▶ **Dataset content**
....

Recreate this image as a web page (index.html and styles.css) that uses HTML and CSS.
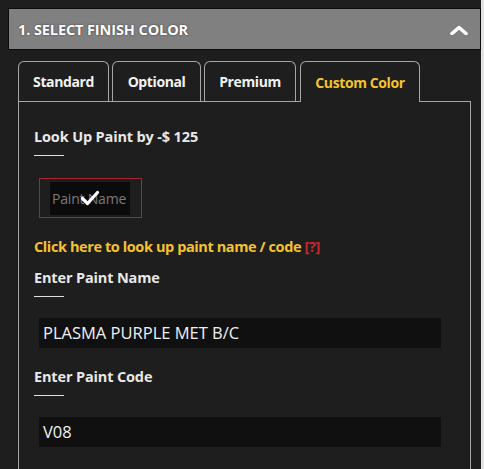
FILE: index.html
```html
<!DOCTYPE html>
<html>
<head>
<meta charset="utf-8">
<link rel="stylesheet" href="styles.css">
</head>
<body>
<div class="page">
  <div class="main">
    <div class="acc-head">
      <span class="acc-title">1. SELECT FINISH COLOR</span>
      <svg class="chev" width="18" height="10" viewBox="0 0 18 10"><polyline points="2,8.5 9,2.5 16,8.5" fill="none" stroke="#fff" stroke-width="3.6" stroke-linecap="round" stroke-linejoin="round"/></svg>
    </div>
    <div class="tabs">
      <div class="tab t1">Standard</div>
      <div class="tab t2">Optional</div>
      <div class="tab t3">Premium</div>
      <div class="tab t4 active">Custom Color</div>
    </div>
    <div class="panel">
      <div class="label">Look Up Paint by -$ 125</div>
      <div class="rule"></div>
      <div class="pick">
        <div class="pick-inner">Paint Name</div>
        <svg class="check" width="20" height="16" viewBox="0 0 20 16"><polyline points="2.5,8.5 7.5,13.5 17.5,2.5" fill="none" stroke="#fff" stroke-width="3.2" stroke-linecap="round" stroke-linejoin="round"/></svg>
      </div>
      <div class="link">Click here to look up paint name / code <span class="q">[?]</span></div>
      <div class="label l2">Enter Paint Name</div>
      <div class="rule"></div>
      <div class="field">PLASMA PURPLE MET B/C</div>
      <div class="label l3">Enter Paint Code</div>
      <div class="rule"></div>
      <div class="field">V08</div>
    </div>
  </div>
  <div class="scroll"></div>
</div>
</body>
</html>
```
FILE: styles.css
```css
html, body {
  margin: 0;
  padding: 0;
  background: #1e1e1e;
  height: 469px;
  overflow: hidden;
}
body {
  font-family: "Open Sans", "Noto Sans", sans-serif;
  color: #e6e6e6;
}
.page {
  display: flex;
  height: 469px;
}
.main {
  flex: 1;
  padding: 8px 0 0 8px;
}
.scroll {
  width: 3px;
  background: #e4e4e4;
}
.acc-head {
  height: 40px;
  border: 1px solid #0c0c0c;
  background: #808080;
  display: flex;
  align-items: center;
  justify-content: space-between;
  padding: 0 12px 0 9px;
}
.acc-title {
  font-weight: 700;
  font-size: 14.5px;
  color: #fff;
  letter-spacing: -0.1px;
  text-shadow: 0 0 2px #333;
}
.chev {
  display: block;
  margin-top: 1px;
}
.tabs {
  display: flex;
  gap: 3px;
  margin: 11px 0 0 10px;
  height: 40px;
}
.tab {
  box-sizing: border-box;
  height: 40px;
  border: 1px solid #a6a6a6;
  border-bottom: none;
  border-radius: 6px 6px 0 0;
  display: flex;
  align-items: center;
  justify-content: center;
  font-weight: 700;
  font-size: 14px;
  letter-spacing: -0.4px;
  color: #f2f2f2;
  background: #1e1e1e;
}
.t1 { width: 91px; }
.t2 { width: 89px; }
.t3 { width: 92px; }
.t4 { width: 120px; margin-left: 1px; }
.tab.active {
  color: #f5c22e;
  height: 41px;
  position: relative;
  z-index: 1;
}
.panel {
  box-sizing: border-box;
  width: 453px;
  margin-left: 10px;
  height: 368px;
  border: 1px solid #a6a6a6;
  border-bottom: none;
  padding: 25px 0 0 15px;
}
.label {
  font-weight: 700;
  font-size: 14.5px;
  line-height: 20px;
  letter-spacing: -0.15px;
  color: #e8e8e8;
}
.rule {
  width: 30px;
  height: 1px;
  background: #e0e0e0;
  margin-top: 8px;
}
.pick {
  box-sizing: border-box;
  width: 103px;
  height: 40px;
  margin: 22px 0 0 5px;
  border: 1px solid #a8242f;
  display: flex;
  align-items: center;
  padding-left: 10px;
  position: relative;
}
.pick-inner {
  width: 80px;
  height: 33px;
  background: #0b0b0b;
  color: #7a7a7a;
  font-size: 14px;
  line-height: 33px;
  padding-left: 2px;
  box-sizing: border-box;
  letter-spacing: -0.2px;
}
.check {
  position: absolute;
  left: 40px;
  top: 11px;
}
.link {
  margin-top: 19px;
  font-weight: 700;
  font-size: 14.5px;
  line-height: 20px;
  letter-spacing: -0.4px;
  color: #f5c22e;
}
.q {
  color: #c42a30;
}
.l2 { margin-top: 11px; }
.l3 { margin-top: 19px; }
.field {
  box-sizing: border-box;
  width: 402px;
  height: 30px;
  margin: 21px 0 0 5px;
  background: #101010;
  color: #f0f0f0;
  font-size: 16.5px;
  line-height: 30px;
  padding-left: 4px;
  letter-spacing: 0;
}
```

....

▶ **Exercise requirements**
Return the full material word for word. Do not include the pictures.

▶ **Completed task**
Recreate this image as a web page (index.html and styles.css) that uses HTML and CSS.
FILE: index.html
```html
<!DOCTYPE html>
<html>
<head>
<meta charset="utf-8">
<link rel="stylesheet" href="styles.css">
</head>
<body>
<div class="page">
  <div class="main">
    <div class="acc-head">
      <span class="acc-title">1. SELECT FINISH COLOR</span>
      <svg class="chev" width="18" height="10" viewBox="0 0 18 10"><polyline points="2,8.5 9,2.5 16,8.5" fill="none" stroke="#fff" stroke-width="3.6" stroke-linecap="round" stroke-linejoin="round"/></svg>
    </div>
    <div class="tabs">
      <div class="tab t1">Standard</div>
      <div class="tab t2">Optional</div>
      <div class="tab t3">Premium</div>
      <div class="tab t4 active">Custom Color</div>
    </div>
    <div class="panel">
      <div class="label">Look Up Paint by -$ 125</div>
      <div class="rule"></div>
      <div class="pick">
        <div class="pick-inner">Paint Name</div>
        <svg class="check" width="20" height="16" viewBox="0 0 20 16"><polyline points="2.5,8.5 7.5,13.5 17.5,2.5" fill="none" stroke="#fff" stroke-width="3.2" stroke-linecap="round" stroke-linejoin="round"/></svg>
      </div>
      <div class="link">Click here to look up paint name / code <span class="q">[?]</span></div>
      <div class="label l2">Enter Paint Name</div>
      <div class="rule"></div>
      <div class="field">PLASMA PURPLE MET B/C</div>
      <div class="label l3">Enter Paint Code</div>
      <div class="rule"></div>
      <div class="field">V08</div>
    </div>
  </div>
  <div class="scroll"></div>
</div>
</body>
</html>
```
FILE: styles.css
```css
html, body {
  margin: 0;
  padding: 0;
  background: #1e1e1e;
  height: 469px;
  overflow: hidden;
}
body {
  font-family: "Open Sans", "Noto Sans", sans-serif;
  color: #e6e6e6;
}
.page {
  display: flex;
  height: 469px;
}
.main {
  flex: 1;
  padding: 8px 0 0 8px;
}
.scroll {
  width: 3px;
  background: #e4e4e4;
}
.acc-head {
  height: 40px;
  border: 1px solid #0c0c0c;
  background: #808080;
  display: flex;
  align-items: center;
  justify-content: space-between;
  padding: 0 12px 0 9px;
}
.acc-title {
  font-weight: 700;
  font-size: 14.5px;
  color: #fff;
  letter-spacing: -0.1px;
  text-shadow: 0 0 2px #333;
}
.chev {
  display: block;
  margin-top: 1px;
}
.tabs {
  display: flex;
  gap: 3px;
  margin: 11px 0 0 10px;
  height: 40px;
}
.tab {
  box-sizing: border-box;
  height: 40px;
  border: 1px solid #a6a6a6;
  border-bottom: none;
  border-radius: 6px 6px 0 0;
  display: flex;
  align-items: center;
  justify-content: center;
  font-weight: 700;
  font-size: 14px;
  letter-spacing: -0.4px;
  color: #f2f2f2;
  background: #1e1e1e;
}
.t1 { width: 91px; }
.t2 { width: 89px; }
.t3 { width: 92px; }
.t4 { width: 120px; margin-left: 1px; }
.tab.active {
  color: #f5c22e;
  height: 41px;
  position: relative;
  z-index: 1;
}
.panel {
  box-sizing: border-box;
  width: 453px;
  margin-left: 10px;
  height: 368px;
  border: 1px solid #a6a6a6;
  border-bottom: none;
  padding: 25px 0 0 15px;
}
.label {
  font-weight: 700;
  font-size: 14.5px;
  line-height: 20px;
  letter-spacing: -0.15px;
  color: #e8e8e8;
}
.rule {
  width: 30px;
  height: 1px;
  background: #e0e0e0;
  margin-top: 8px;
}
.pick {
  box-sizing: border-box;
  width: 103px;
  height: 40px;
  margin: 22px 0 0 5px;
  border: 1px solid #a8242f;
  display: flex;
  align-items: center;
  padding-left: 10px;
  position: relative;
}
.pick-inner {
  width: 80px;
  height: 33px;
  background: #0b0b0b;
  color: #7a7a7a;
  font-size: 14px;
  line-height: 33px;
  padding-left: 2px;
  box-sizing: border-box;
  letter-spacing: -0.2px;
}
.check {
  position: absolute;
  left: 40px;
  top: 11px;
}
.link {
  margin-top: 19px;
  font-weight: 700;
  font-size: 14.5px;
  line-height: 20px;
  letter-spacing: -0.4px;
  color: #f5c22e;
}
.q {
  color: #c42a30;
}
.l2 { margin-top: 11px; }
.l3 { margin-top: 19px; }
.field {
  box-sizing: border-box;
  width: 402px;
  height: 30px;
  margin: 21px 0 0 5px;
  background: #101010;
  color: #f0f0f0;
  font-size: 16.5px;
  line-height: 30px;
  padding-left: 4px;
  letter-spacing: 0;
}
```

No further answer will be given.